Alumni Profile: Tony Harris

Anthony "Tony" Harris (BSME '75) has always loved math. But he didn't take calculus or any advanced classes in related fields... they weren't even available at his south-side-Chicago high school in the 1960s.
 
 
That never stopped Harris from dreaming big. He thought he'd become an architect, but his drafting-class teacher advised him engineering could be more lucrative — especially for a bright, math-loving student like himself. "I was a pretty cocky kid," says Harris, now president and CEO of Campbell/Harris Security Equipment Company. "I didn't think anyone could outperform me in math, no matter what prerequisites they'd taken. Looking back, sometimes it's good when you don't know how steep the mountain is that you're about to climb."
 
Harris would come to be passionate about helping others climb that mountain.
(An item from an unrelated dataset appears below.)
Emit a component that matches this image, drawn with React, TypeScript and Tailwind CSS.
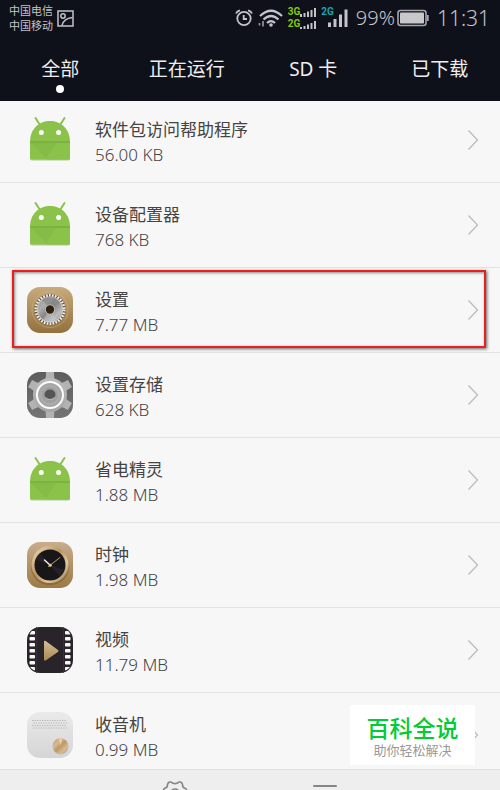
import { useState } from "react";
import type { ReactNode } from "react";

type AppEntry = {
  name: string;
  size: string;
  icon: ReactNode;
  highlighted?: boolean;
};

const TABS = ["全部", "正在运行", "SD 卡", "已下载"];

const AndroidIcon = () => (
  <svg viewBox="0 0 48 48" className="h-12 w-12 shrink-0">
    <path d="M9.5 2l4.500 7M38.500 2l-4.500 7" stroke="#8bc34a" strokeWidth="2" strokeLinecap="round" />
    <path d="M4 26v16.500q0 2 2 2h36q2 0 2-2V26z" fill="#6f9c3b" opacity=".5" />
    <path d="M4 26C4 13 13 5 24 5s20 8 20 21v15.500q0 2-2 2H6q-2 0-2-2z" fill="#8bc34a" />
    <path d="M4.500 27L21 43.500H44V27z" fill="#8ac24a" />
    <path d="M5 27l15 15 10-15z" fill="#7fb543" opacity=".5" />
    <path d="M4 26h40" stroke="#79ab40" strokeWidth="1.400" />
    <circle cx="15.300" cy="16.500" r="2.500" fill="#fff" />
    <circle cx="32.600" cy="16.500" r="2.500" fill="#fff" />
  </svg>
);

const SettingsIcon = () => (
  <svg viewBox="0 0 48 48" className="h-12 w-12 shrink-0">
    <defs>
      <linearGradient id="set-bg" x1="0" y1="0" x2="0" y2="1">
        <stop offset="0" stopColor="#c8aa7c" />
        <stop offset="1" stopColor="#92713d" />
      </linearGradient>
      <linearGradient id="set-disc" x1="0" y1="0" x2="1" y2="1">
        <stop offset="0" stopColor="#8b8b8b" />
        <stop offset=".3" stopColor="#b0b0b0" />
        <stop offset=".5" stopColor="#858585" />
        <stop offset=".75" stopColor="#bcbcbc" />
        <stop offset="1" stopColor="#898989" />
      </linearGradient>
    </defs>
    <rect x="1" y="1" width="46" height="46" rx="13" fill="url(#set-bg)" />
    <circle cx="24" cy="23.500" r="18" fill="none" stroke="#d5b98e" strokeWidth=".8" opacity=".6" />
    <circle cx="24" cy="23.500" r="15.600" fill="#63533c" />
    <circle cx="24" cy="23.500" r="14.200" fill="none" stroke="#f3f0eb" strokeWidth="2.600" strokeDasharray="1.787 1.187" />
    <circle cx="24" cy="23.500" r="12.700" fill="url(#set-disc)" stroke="#ddd" strokeWidth=".8" />
    <path d="M24 23.500L16 13.500Q24 8 31 13z" fill="#777" opacity=".5" />
    <path d="M24 23.500L17 34Q24 38 31 34z" fill="#ccc" opacity=".4" />
    <circle cx="24" cy="23.500" r="5" fill="#c5c5c5" />
    <circle cx="24" cy="23.500" r="4.200" fill="#302212" />
  </svg>
);

const StorageIcon = () => (
  <svg viewBox="0 0 48 48" className="h-12 w-12 shrink-0">
    <defs>
      <linearGradient id="sto-bg" x1="0" y1="0" x2="0" y2="1">
        <stop offset="0" stopColor="#5d5d5d" />
        <stop offset="1" stopColor="#747474" />
      </linearGradient>
      <linearGradient id="sto-gear" gradientUnits="userSpaceOnUse" x1="0" y1="1" x2="0" y2="47">
        <stop offset="0" stopColor="#c0c0c0" />
        <stop offset="1" stopColor="#a2a2a2" />
      </linearGradient>
      <clipPath id="sto-clip">
        <rect x="1" y="1" width="46" height="46" rx="13" />
      </clipPath>
    </defs>
    <g clipPath="url(#sto-clip)">
      <rect x="1" y="1" width="46" height="46" fill="url(#sto-bg)" />
      <g fill="#b2b2b2">
        <path d="M18 10q1.500-1 1.800-4L20 1h8l.2 5q.3 3 1.800 4zM18 38q1.500 1 1.800 4l.2 5h8l.2-5q.3-3 1.800-4z" />
        <path d="M18 10q1.500-1 1.800-4L20 1h8l.2 5q.3 3 1.800 4zM18 38q1.500 1 1.800 4l.2 5h8l.2-5q.3-3 1.800-4z" transform="rotate(60 24 24)" />
        <path d="M18 10q1.500-1 1.800-4L20 1h8l.2 5q.3 3 1.800 4zM18 38q1.500 1 1.800 4l.2 5h8l.2-5q.3-3 1.800-4z" transform="rotate(-60 24 24)" />
      </g>
      <circle cx="24" cy="24" r="17" fill="url(#sto-gear)" />
      <circle cx="24" cy="24" r="13" fill="#a6a6a6" stroke="#fcfcfc" strokeWidth="2" />
      <circle cx="24" cy="24" r="9" fill="#a0a0a0" stroke="#b2b2b2" strokeWidth="1" />
      <ellipse cx="24" cy="23.500" rx="5.500" ry="4.900" fill="#555" />
      <path d="M19.500 26.500q4.500 4 9 0" stroke="#ccc" strokeWidth=".8" fill="none" />
    </g>
  </svg>
);

const ClockIcon = () => (
  <svg viewBox="0 0 48 48" className="h-12 w-12 shrink-0">
    <defs>
      <linearGradient id="clk-bg" x1="0" y1="0" x2="0" y2="1">
        <stop offset="0" stopColor="#c9ad8c" />
        <stop offset="1" stopColor="#9b7a45" />
      </linearGradient>
      <linearGradient id="clk-ring" x1="0" y1="0" x2="1" y2="1">
        <stop offset="0" stopColor="#f1dfc0" />
        <stop offset=".45" stopColor="#b8935f" />
        <stop offset=".7" stopColor="#e3c99f" />
        <stop offset="1" stopColor="#8c6b3b" />
      </linearGradient>
    </defs>
    <rect x="1" y="1" width="46" height="46" rx="13" fill="url(#clk-bg)" />
    <circle cx="24" cy="25" r="19.300" fill="#715329" opacity=".45" />
    <circle cx="24" cy="23.500" r="18.600" fill="url(#clk-ring)" />
    <circle cx="24" cy="24" r="15.500" fill="#191619" />
    <path d="M24 24L9.500 18.500A15.500 15.500 0 0 1 14 12z" fill="#38333a" opacity=".4" />
    <path d="M24 24L38.500 29A15.500 15.500 0 0 1 34 36z" fill="#38333a" opacity=".4" />
    <path d="M24.500 24.500L18.500 19" stroke="#eee" strokeWidth="1.400" strokeLinecap="round" />
    <path d="M22.500 25.500L34 16.500" stroke="#c7a874" strokeWidth=".9" strokeLinecap="round" />
    <circle cx="24.300" cy="24.300" r="1.500" fill="#e8c88e" />
  </svg>
);

const FILM_HOLES = [-1, 5, 11, 17, 23, 29, 35, 41];

const VideoIcon = () => (
  <svg viewBox="0 0 48 48" className="h-12 w-12 shrink-0">
    <defs>
      <linearGradient id="vid-play" x1="0" y1="0" x2="0" y2="1">
        <stop offset="0" stopColor="#d6bd94" />
        <stop offset="1" stopColor="#a98855" />
      </linearGradient>
      <clipPath id="vid-clip">
        <rect x="1.800" y="1.800" width="44.400" height="44.400" rx="12.500" />
      </clipPath>
    </defs>
    <rect x="1" y="1" width="46" height="46" rx="13" fill="#29242a" />
    <g clipPath="url(#vid-clip)" fill="#f5f5f5">
      {FILM_HOLES.map((y) => (
        <g key={y}>
          <rect x="3.500" y={y} width="5.500" height="3.500" rx=".8" />
          <rect x="39" y={y} width="5.500" height="3.500" rx=".8" />
        </g>
      ))}
    </g>
    <path d="M10.500 1v46M37.500 1v46" stroke="#39343a" strokeWidth=".8" />
    <path d="M18 16.500v19l14.500-9.500z" fill="#0e0b0f" />
    <path d="M18 16v17.500q0 2 1.700 1L32 26q1.200-1 0-2L19.700 15q-1.700-1-1.700 1z" fill="url(#vid-play)" />
  </svg>
);

const RadioIcon = () => (
  <svg viewBox="0 0 48 48" className="h-12 w-12 shrink-0">
    <defs>
      <linearGradient id="rad-bg" x1="0" y1="0" x2="0" y2="1">
        <stop offset="0" stopColor="#eaeaea" />
        <stop offset="1" stopColor="#d5d5d5" />
      </linearGradient>
      <linearGradient id="rad-knob" x1="0" y1="0" x2="1" y2="1">
        <stop offset="0" stopColor="#b8905d" />
        <stop offset=".3" stopColor="#dabb90" />
        <stop offset=".5" stopColor="#bd9766" />
        <stop offset=".75" stopColor="#d9bc92" />
        <stop offset="1" stopColor="#b28b58" />
      </linearGradient>
    </defs>
    <rect x="1" y="1" width="46" height="46" rx="13" fill="url(#rad-bg)" />
    <g stroke="#b4b4b4" strokeWidth="1.200" strokeDasharray="1.300 1.200">
      <path d="M6 9.500h35M7.200 12h35M6 14.500h35M7.200 17h35" />
    </g>
    <circle cx="34.500" cy="35.500" r="8" fill="#a8a19a" opacity=".5" />
    <circle cx="34.500" cy="35" r="7.700" fill="url(#rad-knob)" />
    <path d="M34.500 35l-2-7.500h4z" fill="#f2dfc0" opacity=".6" />
  </svg>
);

const APPS: AppEntry[] = [
  { name: "软件包访问帮助程序", size: "56.00 KB", icon: <AndroidIcon /> },
  { name: "设备配置器", size: "768 KB", icon: <AndroidIcon /> },
  { name: "设置", size: "7.77 MB", icon: <SettingsIcon />, highlighted: true },
  { name: "设置存储", size: "628 KB", icon: <StorageIcon /> },
  { name: "省电精灵", size: "1.88 MB", icon: <AndroidIcon /> },
  { name: "时钟", size: "1.98 MB", icon: <ClockIcon /> },
  { name: "视频", size: "11.79 MB", icon: <VideoIcon /> },
  { name: "收音机", size: "0.99 MB", icon: <RadioIcon /> },
];

const StatusBar = () => (
  <div className="flex h-9 items-center justify-between pl-[9px] pr-[10px] text-[#c3c4c8]">
    <div className="flex items-center gap-1">
      <div className="text-[11px] leading-[15px]">
        <p>中国电信</p>
        <p>中国移动</p>
      </div>
      <svg viewBox="0 0 17 17" className="h-[17px] w-[17px]" fill="none" stroke="currentColor" strokeWidth="1.500">
        <rect x="1" y="1" width="15" height="15" />
        <circle cx="6" cy="6" r="2.200" />
        <path d="M5 15.500Q6.500 8.500 15.500 7.500" />
      </svg>
    </div>
    <div className="flex items-center">
      <svg viewBox="0 0 18 18" className="mr-[5px] h-[18px] w-[18px]" fill="none" stroke="currentColor" strokeWidth="1.800">
        <circle cx="9" cy="9.500" r="6.700" />
        <path d="M8.700 6v4H12M1 4.500Q2 2 5 1.300M17 4.500Q16 2 13 1.300" />
      </svg>
      <svg viewBox="0 0 25 18" className="mr-[5px] h-[18px] w-[25px]" fill="none" stroke="currentColor" strokeWidth="2.200">
        <path d="M2 7Q13-3.500 24 7M5.500 10.500q7.500-7 15 0M9 14q4-3.800 8 0" />
        <circle cx="13" cy="16" r="1.800" fill="currentColor" stroke="none" />
        <path d="M1.500 14v2.500M5 12v5.500" stroke="#8b8d93" strokeWidth="1.800" />
      </svg>
      <div className="mr-[5px] font-['Roboto',sans-serif] text-[10px] font-bold leading-3 text-[#86c800]">
        <div className="flex items-center">
          <span>3G</span>
          <svg viewBox="0 0 16 9" className="h-[9px] w-4" fill="#c3c4c8">
            <path d="M0 6h2v3H0zM3.500 5h2v4h-2zM7 3.500h2V9H7zM10.500 2h2v7h-2zM14 0h2v9h-2z" />
          </svg>
        </div>
        <div className="flex items-center">
          <span>2G</span>
          <svg viewBox="0 0 16 9" className="h-[9px] w-4" fill="#c3c4c8">
            <path d="M0 7h2v2H0zM3.500 6h2v3h-2zM7 4.500h2V9H7zM10.500 3h2v6h-2zM14 1h2v8h-2z" />
          </svg>
        </div>
      </div>
      <div className="mr-2 flex">
        <span className="-mr-1.5 font-['Roboto',sans-serif] text-[10px] font-bold leading-3 text-[#12a5b5]">2G</span>
        <svg viewBox="0 0 20 24" className="h-6 w-5" fill="currentColor">
          <path d="M0 16.500h3v4.500H0zM5.500 13h3v8h-3zM11 8.500h3V21h-3zM16.500 3.500h3V21h-3z" />
        </svg>
      </div>
      <span className="text-[20px] font-light leading-6">99%</span>
      <svg viewBox="0 0 32 18" className="ml-0.5 mr-2 h-[18px] w-8">
        <rect x="1" y="1.500" width="28" height="15" rx="2.500" fill="none" stroke="#a5a6aa" strokeWidth="1.600" />
        <rect x="3" y="3.500" width="24" height="11" rx=".8" fill="#c8c8ca" />
        <path d="M30.800 6v6" stroke="#a5a6aa" strokeWidth="1.800" />
      </svg>
      <span className="text-[21px] font-light leading-6">11:31</span>
    </div>
  </div>
);

const AppRow = ({ app }: { app: AppEntry }) => (
  <li className="relative h-[85px] shrink-0 border-b border-[#e2e2e2]">
    <button type="button" className="flex h-full w-full items-center gap-[21px] pl-[26px] pr-[21px] text-left">
      {app.icon}
      <span className="flex-1 pt-1 text-[17px] leading-[25px]">
        <span className="block text-[#444]">{app.name}</span>
        <span className="block font-light text-[#444]">{app.size}</span>
      </span>
      <svg viewBox="0 0 12 22" className="h-[22px] w-3" fill="none" stroke="#bcbcbc" strokeWidth="1.300">
        <path d="M1.500 1.500L10.500 11L1.500 20.500" />
      </svg>
    </button>
    {app.highlighted && (
      <div className="pointer-events-none absolute bottom-1 left-3 right-[14px] top-0.5 border-2 border-[#e8201f] shadow-[1px_1px_3px_rgba(0,0,0,0.6),inset_1px_1px_3px_rgba(0,0,0,0.45)]" />
    )}
  </li>
);

const BottomBar = () => (
  <footer className="grid h-[21px] shrink-0 grid-cols-2 overflow-hidden border-t border-[#dedede] bg-[#eee] px-[20%] text-[#858585]">
    <button type="button" aria-label="设置" className="flex items-start justify-center pt-2.5">
      <svg viewBox="0 0 26 26" className="h-[26px] w-[26px] shrink-0" fill="none" stroke="currentColor" strokeWidth="1.600">
        <path d="M13 3.700Q15 3.500 16.500 2.300Q19.500 1 20.500 4.500Q20.500 7.500 22.500 8Q25.500 9 24 11.500Q22.500 13 24 14.500Q25.500 17 22.500 18Q20.500 18.500 20.500 21.500Q19.500 25 16.500 23.700Q13 21.500 9.500 23.700Q6.500 25 5.500 21.500Q5.500 18.500 3.500 18Q.5 17 2 14.500Q3.500 13 2 11.500Q.5 9 3.500 8Q5.500 7.500 5.500 4.500Q6.500 1 9.500 2.300Q11 3.500 13 3.700z" />
        <circle cx="13" cy="13" r="4" />
      </svg>
    </button>
    <button type="button" aria-label="菜单" className="flex items-start justify-center pt-[15px]">
      <span className="h-0.5 w-6 rounded-full bg-[#858585]" />
    </button>
  </footer>
);

export default function App() {
  const [activeTab, setActiveTab] = useState(TABS[0]);

  return (
    <div className="relative flex h-screen flex-col overflow-hidden bg-[#f7f7f7] font-['Noto_Sans','Noto_Sans_CJK_SC',sans-serif]">
      <header className="shrink-0 overflow-hidden bg-[#0f111a]">
        <StatusBar />
        <nav className="-mx-[3px] grid h-[65px] grid-cols-4">
          {TABS.map((tab) => (
            <button
              key={tab}
              type="button"
              onClick={() => setActiveTab(tab)}
              className="flex flex-col items-center pt-5 text-[19px] leading-[26px] text-[#eee]">
              {tab}
              {tab === activeTab && <span className="mt-[3px] h-2 w-2 rounded-full bg-white" />}
            </button>
          ))}
        </nav>
      </header>

      <main className="min-h-0 flex-1 overflow-hidden">
        <ul className="-mt-[3px] flex flex-col">
          {APPS.map((app) => (
            <AppRow key={app.name} app={app} />
          ))}
        </ul>
      </main>

      <BottomBar />

      <aside className="absolute bottom-[25px] right-[25px] flex h-[60px] w-[125px] flex-col items-center justify-center bg-white pt-1 font-['Liberation_Sans','Noto_Sans_CJK_SC',sans-serif]">
        <p className="text-[23px] font-medium leading-7 text-[#00cc33]">百科全说</p>
        <p className="text-[13px] leading-4 text-[#999]">助你轻松解决</p>
      </aside>
    </div>
  );
}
At Purdue, he became one of the founders of the National Society of Black Engineers (NSBE), now the largest student-run organization in the country with 27,000 members and chapters on five continents. "It all started with a little brotherhood of six guys," Harris says. "There's no way we could have imagined what NSBE would become."
 
That brotherhood was the so-called Chicago Six: Harris and high-school classmates George Smith (ECE'76), Stanley Kirtley (CE'75), Brian Harris (EnE'75), and John Logan (EnE'75), plus Edward Coleman (ME'75), who attended a different Chicago high school.
 
But the Chicago Six had more in common than their hometown: they were black engineering students, a rarity on Purdue's campus in 1971. So the Six leaned on one another, along with Purdue professors like fellow Chicagoan Arthur Bond (ECE'68, MS ECE'69, PhD ECE'74, HDR E'09), for support.
 
"Having the Six completely changed my experience, but we wanted to help more than just our group," Harris says. "There was really no support network in place for minority students, and most of us had very poor academic preparation relative to our peers."
 
So began the seeds of an idea that would become NSBE, with Bond's advisory support and fellow students Ed Barnette (EnE'72) and Fred Cooper (ECE'74) — an idea that came into sharper focus after Harris became the Purdue chapter president of the American Society of Mechanical Engineers. "I traveled to other campuses and saw the infrastructure that ASME had, and we started wondering, 'What if our little society had this kind of underpinning?"
 
The society borrowed some ideas from ASME: inviting engineers to come speak at Purdue, putting together a résumé book, and helping other black students to feel supported and welcome in the engineering major. "We planted a seed, but we get way too much credit," Harris says. "All the students since have run with it and made it what it is."
 
What NSBE is today is quite different from the 1970s model, explains Harris, who serves as a member of the organization's National Advisory Board. "The challenges for black students have changed," he says. "It's not about schools not being willing to accept us; it's about preparation. Now we're focusing on getting kids interested as early as third or fourth grade. We need to teach them early that math is fun, relevant, and a great opportunity for them."